I'm a White Rock resident, so I have to go through Surrey to get to anywhere. The problem is we're an isolated population island in Metro Vancouver in relation to cycling infrastructure.

Right now, if South Surrey and White Rock were to separate from the municipality, they'd be the seventh largest by population, and the hardest to get into. It's actually easier for us to go to Bellingham than it is to get into Vancouver.

So what's the solution? First, let's look at this portion of the peninsula not as one city and part of another city, but as a single area called Semiahmoo. Next, put in the space and infrastructure for cycling that will give it (the area) and them (people on bikes) the rest that they deserve. Connect it to places, like Tsawwassen, the Peace Arch, Aldergrove and Sumas border crossings, even Horseshoe Bay, downtown Vancouver, and Hope.

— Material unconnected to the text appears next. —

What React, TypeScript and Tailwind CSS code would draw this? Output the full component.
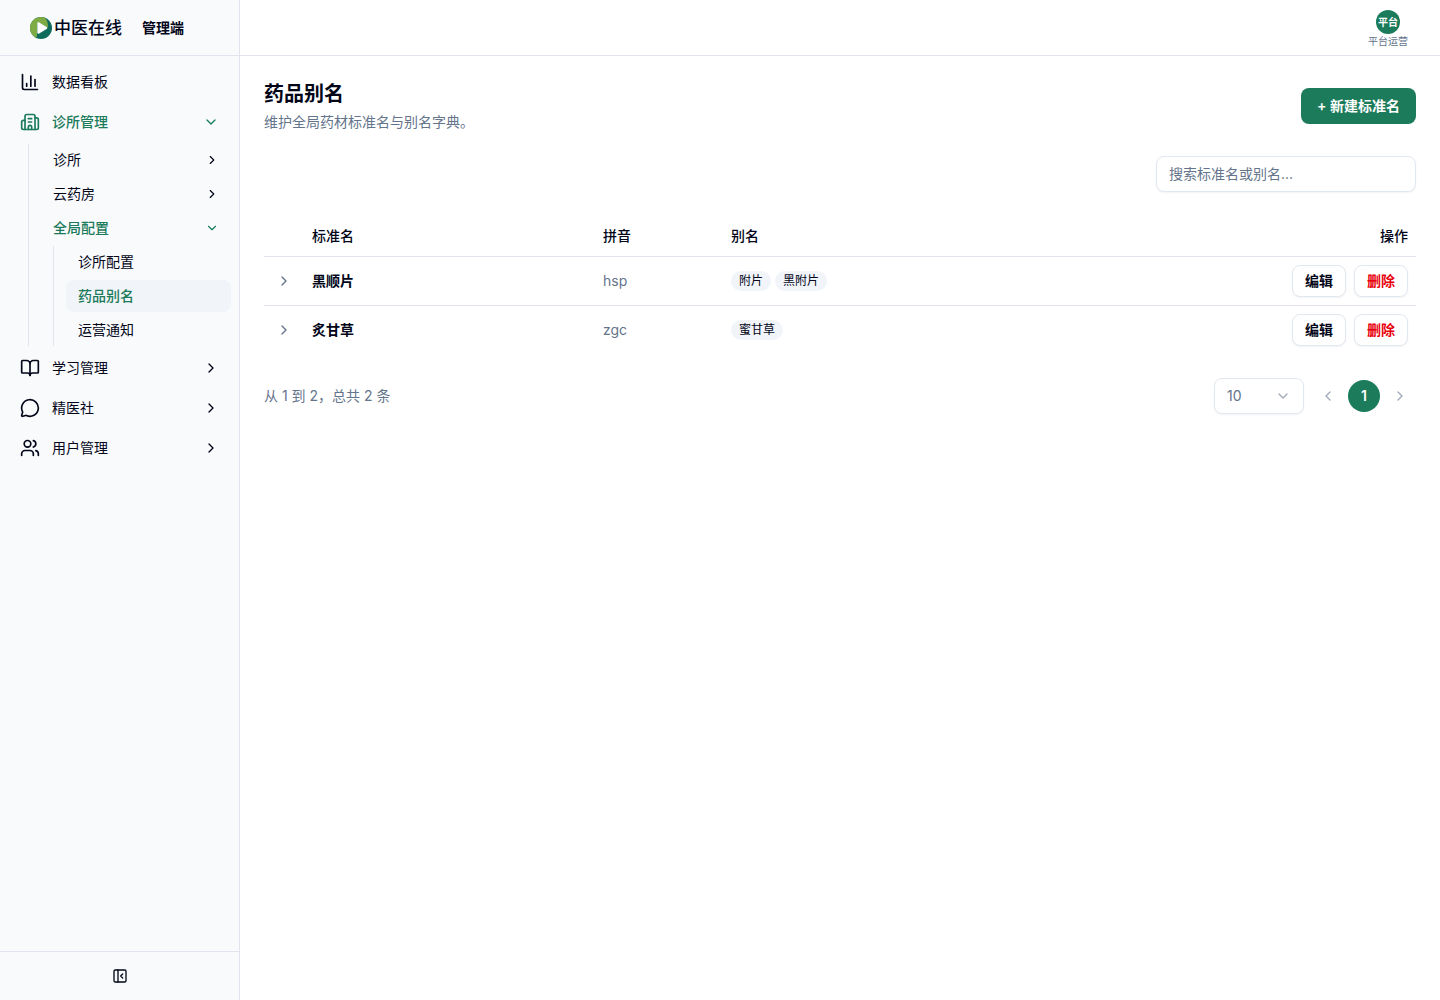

Despite the efforts of people like Ken, some basic questions remain. Like, how does someone fresh from a bike tour of Victoria get back to their home in Vancouver? ("You leave Tsawwassen ferry terminal. And eventually their signs actually route you back to Tsawwassen ferry terminal, instead of to Vancouver.") So yes, in this case it's a question for the provincial Ministry of Transportation and Infrastructure.

The questions never seem to end. But if you ride a bike and think regionally, you have someone like Ken out there, searching for answers. And ready to continue the fight.

What are the infrastructure pieces that are missing along that corridor? How do you link? How do you deal with that?

To me, it's important that we start to see it from a regional point of view, and start saying ok, you can come into Metro Vancouver as a touring cyclist and you know you're going all the way to Vancouver, all the way to Tsawwassen, or all the way to Horseshoe Bay, as if you were driving a car.

We don't do that at all for cycling.